▶ TO DO
Find every line with the word "this" and give their count, nothing else.

▶ DATA EXCERPTS
--- start ---
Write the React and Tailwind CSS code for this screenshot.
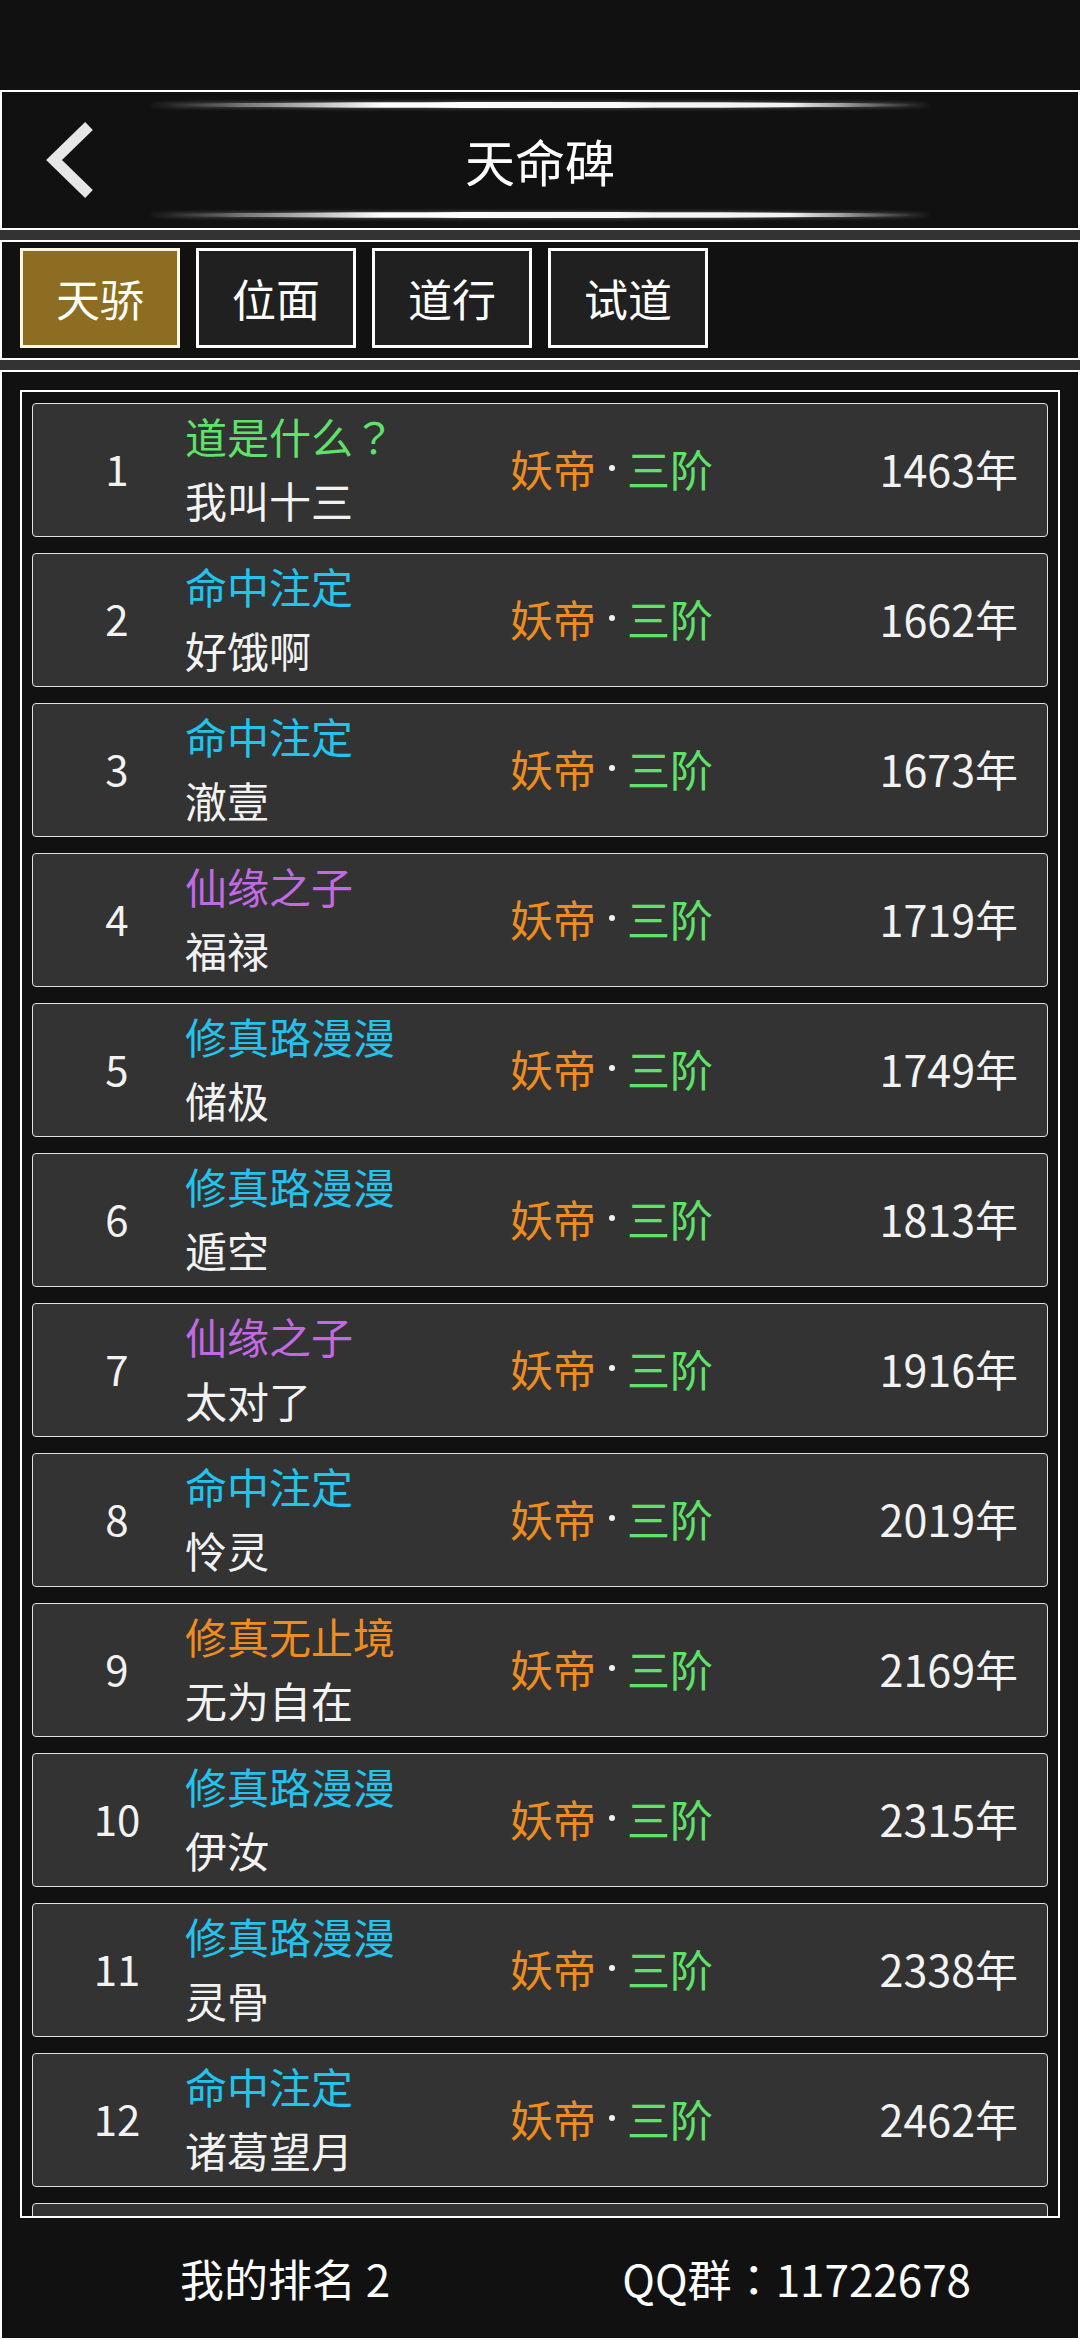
--- end ---
--- start ---
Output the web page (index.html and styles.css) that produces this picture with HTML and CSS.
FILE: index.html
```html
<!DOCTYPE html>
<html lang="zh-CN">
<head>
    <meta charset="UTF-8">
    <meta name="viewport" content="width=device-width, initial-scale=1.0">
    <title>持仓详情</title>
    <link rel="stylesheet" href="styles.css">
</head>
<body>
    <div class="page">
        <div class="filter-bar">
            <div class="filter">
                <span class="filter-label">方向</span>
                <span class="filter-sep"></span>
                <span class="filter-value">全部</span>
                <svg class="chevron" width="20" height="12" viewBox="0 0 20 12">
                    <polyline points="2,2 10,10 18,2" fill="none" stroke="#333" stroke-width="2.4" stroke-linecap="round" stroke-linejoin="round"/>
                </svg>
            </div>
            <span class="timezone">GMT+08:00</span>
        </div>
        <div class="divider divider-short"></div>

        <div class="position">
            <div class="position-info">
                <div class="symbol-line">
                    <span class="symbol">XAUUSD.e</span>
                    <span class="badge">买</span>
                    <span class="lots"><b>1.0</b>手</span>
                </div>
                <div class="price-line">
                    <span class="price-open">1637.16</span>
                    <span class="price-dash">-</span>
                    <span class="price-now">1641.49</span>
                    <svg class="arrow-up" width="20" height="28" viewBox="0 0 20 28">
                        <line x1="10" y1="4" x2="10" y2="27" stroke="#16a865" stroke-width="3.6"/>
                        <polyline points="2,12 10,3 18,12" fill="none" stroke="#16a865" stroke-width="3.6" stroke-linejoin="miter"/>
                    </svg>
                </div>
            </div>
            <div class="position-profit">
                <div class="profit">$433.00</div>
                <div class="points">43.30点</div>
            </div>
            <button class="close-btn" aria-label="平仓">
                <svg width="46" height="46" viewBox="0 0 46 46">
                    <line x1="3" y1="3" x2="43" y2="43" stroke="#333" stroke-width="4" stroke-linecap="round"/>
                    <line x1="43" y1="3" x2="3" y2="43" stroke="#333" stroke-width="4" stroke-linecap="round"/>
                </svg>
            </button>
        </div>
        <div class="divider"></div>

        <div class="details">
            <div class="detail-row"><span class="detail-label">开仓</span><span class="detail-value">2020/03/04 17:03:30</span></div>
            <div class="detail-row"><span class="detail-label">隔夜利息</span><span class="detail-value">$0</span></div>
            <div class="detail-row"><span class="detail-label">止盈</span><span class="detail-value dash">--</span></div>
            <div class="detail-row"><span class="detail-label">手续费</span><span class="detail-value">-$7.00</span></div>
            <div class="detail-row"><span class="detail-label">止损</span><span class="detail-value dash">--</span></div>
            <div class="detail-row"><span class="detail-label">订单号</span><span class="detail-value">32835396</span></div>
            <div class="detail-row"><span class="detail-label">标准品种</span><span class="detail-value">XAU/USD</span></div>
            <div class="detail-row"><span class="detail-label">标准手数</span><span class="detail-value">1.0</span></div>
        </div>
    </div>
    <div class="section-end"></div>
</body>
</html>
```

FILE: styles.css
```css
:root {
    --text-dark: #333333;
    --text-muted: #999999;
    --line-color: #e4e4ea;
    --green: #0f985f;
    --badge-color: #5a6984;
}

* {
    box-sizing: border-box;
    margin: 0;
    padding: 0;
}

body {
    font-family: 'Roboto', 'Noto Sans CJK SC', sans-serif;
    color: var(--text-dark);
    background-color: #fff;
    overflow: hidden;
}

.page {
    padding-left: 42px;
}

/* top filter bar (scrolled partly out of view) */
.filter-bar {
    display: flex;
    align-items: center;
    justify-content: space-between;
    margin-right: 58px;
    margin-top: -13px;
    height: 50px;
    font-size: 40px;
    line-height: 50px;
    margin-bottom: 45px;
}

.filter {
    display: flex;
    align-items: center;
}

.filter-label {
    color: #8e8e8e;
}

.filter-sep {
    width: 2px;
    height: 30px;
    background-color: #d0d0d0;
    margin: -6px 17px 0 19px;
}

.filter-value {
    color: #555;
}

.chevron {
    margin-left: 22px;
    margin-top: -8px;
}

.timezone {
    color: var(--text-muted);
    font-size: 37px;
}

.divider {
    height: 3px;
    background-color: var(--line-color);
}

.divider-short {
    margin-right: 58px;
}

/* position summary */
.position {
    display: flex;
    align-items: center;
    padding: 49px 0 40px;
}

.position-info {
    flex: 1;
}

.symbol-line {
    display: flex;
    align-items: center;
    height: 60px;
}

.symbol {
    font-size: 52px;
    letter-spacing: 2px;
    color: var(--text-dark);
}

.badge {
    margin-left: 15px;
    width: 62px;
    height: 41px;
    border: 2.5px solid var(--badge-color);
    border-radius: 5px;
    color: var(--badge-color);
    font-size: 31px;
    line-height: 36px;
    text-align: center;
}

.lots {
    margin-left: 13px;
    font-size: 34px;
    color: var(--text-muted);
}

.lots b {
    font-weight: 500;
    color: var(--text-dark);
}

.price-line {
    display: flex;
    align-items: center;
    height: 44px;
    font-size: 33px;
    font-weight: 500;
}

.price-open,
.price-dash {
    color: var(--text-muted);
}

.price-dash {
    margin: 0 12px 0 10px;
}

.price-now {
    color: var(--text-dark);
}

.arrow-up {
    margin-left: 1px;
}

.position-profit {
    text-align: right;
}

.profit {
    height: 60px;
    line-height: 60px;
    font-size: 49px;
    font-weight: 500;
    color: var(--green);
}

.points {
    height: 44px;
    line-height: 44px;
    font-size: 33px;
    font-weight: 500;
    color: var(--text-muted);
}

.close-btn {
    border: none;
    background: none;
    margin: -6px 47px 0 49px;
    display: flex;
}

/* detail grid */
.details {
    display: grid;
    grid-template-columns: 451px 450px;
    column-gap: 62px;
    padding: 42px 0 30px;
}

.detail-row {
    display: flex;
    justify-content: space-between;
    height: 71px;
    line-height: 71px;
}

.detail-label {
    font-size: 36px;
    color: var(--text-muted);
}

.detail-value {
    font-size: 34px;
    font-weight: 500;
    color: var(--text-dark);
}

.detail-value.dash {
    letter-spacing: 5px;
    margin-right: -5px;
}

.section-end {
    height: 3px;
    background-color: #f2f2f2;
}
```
--- end ---
--- start ---
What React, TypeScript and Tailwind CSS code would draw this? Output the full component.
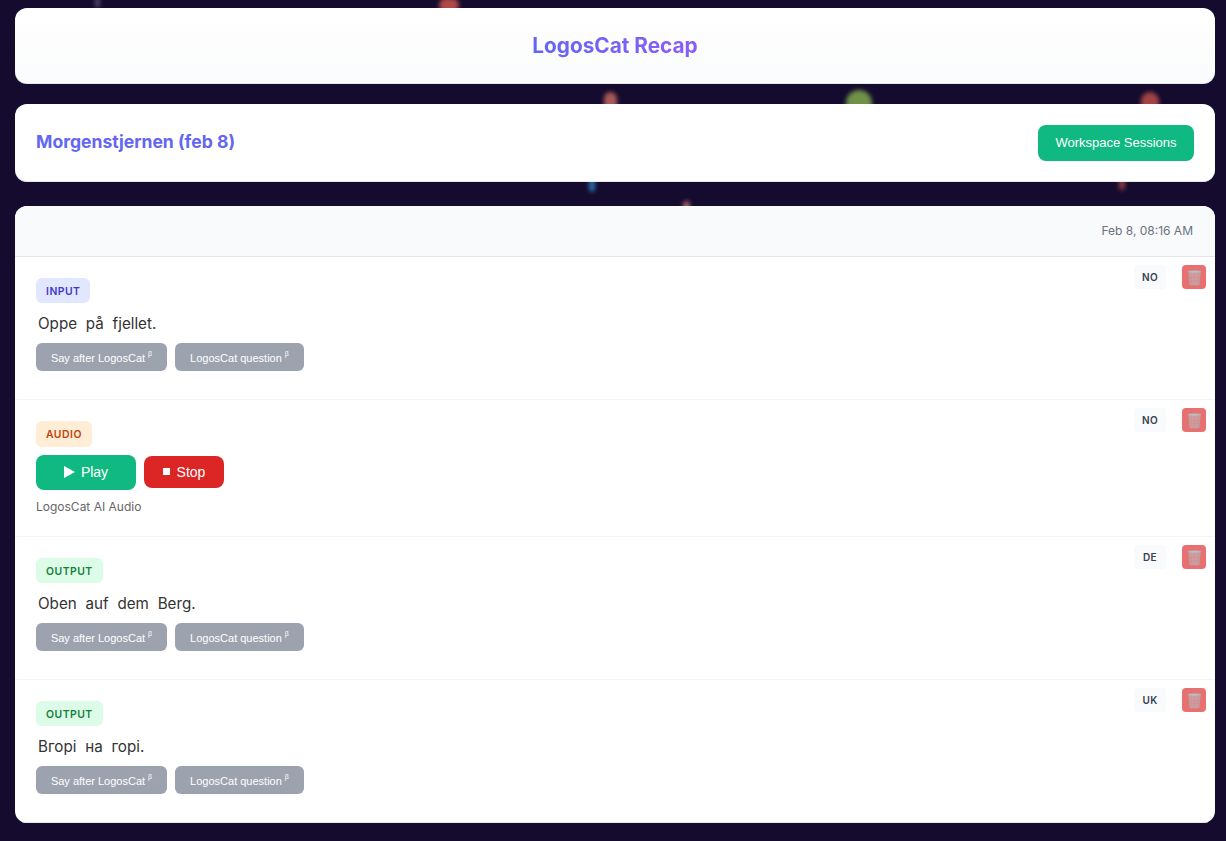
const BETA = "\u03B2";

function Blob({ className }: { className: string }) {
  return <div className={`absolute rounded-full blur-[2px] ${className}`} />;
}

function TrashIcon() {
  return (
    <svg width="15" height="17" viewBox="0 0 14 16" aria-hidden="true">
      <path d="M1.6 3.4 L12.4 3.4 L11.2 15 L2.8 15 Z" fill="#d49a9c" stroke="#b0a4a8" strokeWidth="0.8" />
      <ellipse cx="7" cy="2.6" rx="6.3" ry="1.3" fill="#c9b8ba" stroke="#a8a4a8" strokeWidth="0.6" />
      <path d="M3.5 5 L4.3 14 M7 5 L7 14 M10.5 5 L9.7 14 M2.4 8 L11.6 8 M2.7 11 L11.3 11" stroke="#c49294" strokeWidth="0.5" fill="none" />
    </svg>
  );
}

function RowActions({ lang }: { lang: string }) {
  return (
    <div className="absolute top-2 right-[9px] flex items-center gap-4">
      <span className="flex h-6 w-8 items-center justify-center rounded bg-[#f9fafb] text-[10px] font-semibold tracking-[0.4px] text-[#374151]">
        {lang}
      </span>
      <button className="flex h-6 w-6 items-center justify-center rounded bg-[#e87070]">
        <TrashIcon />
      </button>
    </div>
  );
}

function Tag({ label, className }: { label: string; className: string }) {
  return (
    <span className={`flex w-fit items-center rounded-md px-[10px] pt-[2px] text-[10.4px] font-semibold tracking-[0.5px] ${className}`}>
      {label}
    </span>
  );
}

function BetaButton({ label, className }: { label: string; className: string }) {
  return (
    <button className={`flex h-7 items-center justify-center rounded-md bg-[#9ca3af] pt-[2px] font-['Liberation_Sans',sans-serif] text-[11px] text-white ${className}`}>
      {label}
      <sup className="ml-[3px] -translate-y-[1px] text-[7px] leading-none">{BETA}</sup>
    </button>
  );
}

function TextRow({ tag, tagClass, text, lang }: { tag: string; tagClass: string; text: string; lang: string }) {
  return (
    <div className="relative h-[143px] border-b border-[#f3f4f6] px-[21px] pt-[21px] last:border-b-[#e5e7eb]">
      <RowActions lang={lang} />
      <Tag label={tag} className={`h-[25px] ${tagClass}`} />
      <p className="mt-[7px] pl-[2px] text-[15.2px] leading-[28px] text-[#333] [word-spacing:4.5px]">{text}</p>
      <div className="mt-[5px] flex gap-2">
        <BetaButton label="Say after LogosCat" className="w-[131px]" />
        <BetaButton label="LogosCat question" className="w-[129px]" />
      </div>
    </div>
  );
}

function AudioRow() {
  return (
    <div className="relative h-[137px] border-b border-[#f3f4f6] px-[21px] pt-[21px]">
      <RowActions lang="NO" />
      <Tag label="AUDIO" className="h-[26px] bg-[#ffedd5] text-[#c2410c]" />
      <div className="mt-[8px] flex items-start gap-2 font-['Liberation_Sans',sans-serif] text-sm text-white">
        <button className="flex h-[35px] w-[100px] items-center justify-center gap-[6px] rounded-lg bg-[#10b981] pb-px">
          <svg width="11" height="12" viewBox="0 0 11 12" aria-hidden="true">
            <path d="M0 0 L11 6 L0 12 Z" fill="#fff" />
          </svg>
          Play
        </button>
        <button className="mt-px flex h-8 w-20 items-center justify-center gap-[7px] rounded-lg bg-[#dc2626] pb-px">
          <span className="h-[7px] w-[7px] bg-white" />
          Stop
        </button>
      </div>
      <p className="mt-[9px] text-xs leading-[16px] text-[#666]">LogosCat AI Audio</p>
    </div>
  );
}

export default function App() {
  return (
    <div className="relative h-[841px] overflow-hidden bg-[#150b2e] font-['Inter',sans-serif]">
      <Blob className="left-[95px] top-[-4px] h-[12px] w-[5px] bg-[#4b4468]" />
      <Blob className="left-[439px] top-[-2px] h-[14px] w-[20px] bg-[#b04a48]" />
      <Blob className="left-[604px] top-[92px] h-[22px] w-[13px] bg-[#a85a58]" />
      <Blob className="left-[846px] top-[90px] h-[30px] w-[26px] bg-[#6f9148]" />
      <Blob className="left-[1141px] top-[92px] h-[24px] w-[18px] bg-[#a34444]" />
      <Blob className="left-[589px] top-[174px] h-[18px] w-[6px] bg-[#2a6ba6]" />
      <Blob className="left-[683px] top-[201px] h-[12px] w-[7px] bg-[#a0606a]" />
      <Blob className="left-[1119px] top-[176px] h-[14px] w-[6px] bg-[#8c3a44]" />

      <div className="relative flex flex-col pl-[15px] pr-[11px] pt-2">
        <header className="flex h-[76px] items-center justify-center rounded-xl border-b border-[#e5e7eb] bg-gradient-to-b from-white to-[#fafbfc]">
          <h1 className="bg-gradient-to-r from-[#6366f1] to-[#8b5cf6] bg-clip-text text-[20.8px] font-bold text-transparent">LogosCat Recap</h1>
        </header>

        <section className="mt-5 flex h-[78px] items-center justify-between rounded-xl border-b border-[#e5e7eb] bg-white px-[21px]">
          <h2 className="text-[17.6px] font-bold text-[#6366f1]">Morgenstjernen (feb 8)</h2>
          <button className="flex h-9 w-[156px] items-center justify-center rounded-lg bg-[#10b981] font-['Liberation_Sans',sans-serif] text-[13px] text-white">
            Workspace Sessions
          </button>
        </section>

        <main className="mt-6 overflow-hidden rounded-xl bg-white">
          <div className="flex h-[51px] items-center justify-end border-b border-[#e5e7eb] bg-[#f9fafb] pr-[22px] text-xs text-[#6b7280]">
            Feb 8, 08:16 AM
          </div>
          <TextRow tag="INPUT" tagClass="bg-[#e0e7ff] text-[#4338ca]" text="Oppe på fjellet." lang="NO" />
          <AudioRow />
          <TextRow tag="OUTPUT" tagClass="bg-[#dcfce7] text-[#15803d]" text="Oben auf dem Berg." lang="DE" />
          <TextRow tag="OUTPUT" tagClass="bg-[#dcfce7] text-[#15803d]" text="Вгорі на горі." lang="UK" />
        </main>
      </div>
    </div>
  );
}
--- end ---
▶ THE RESULT
3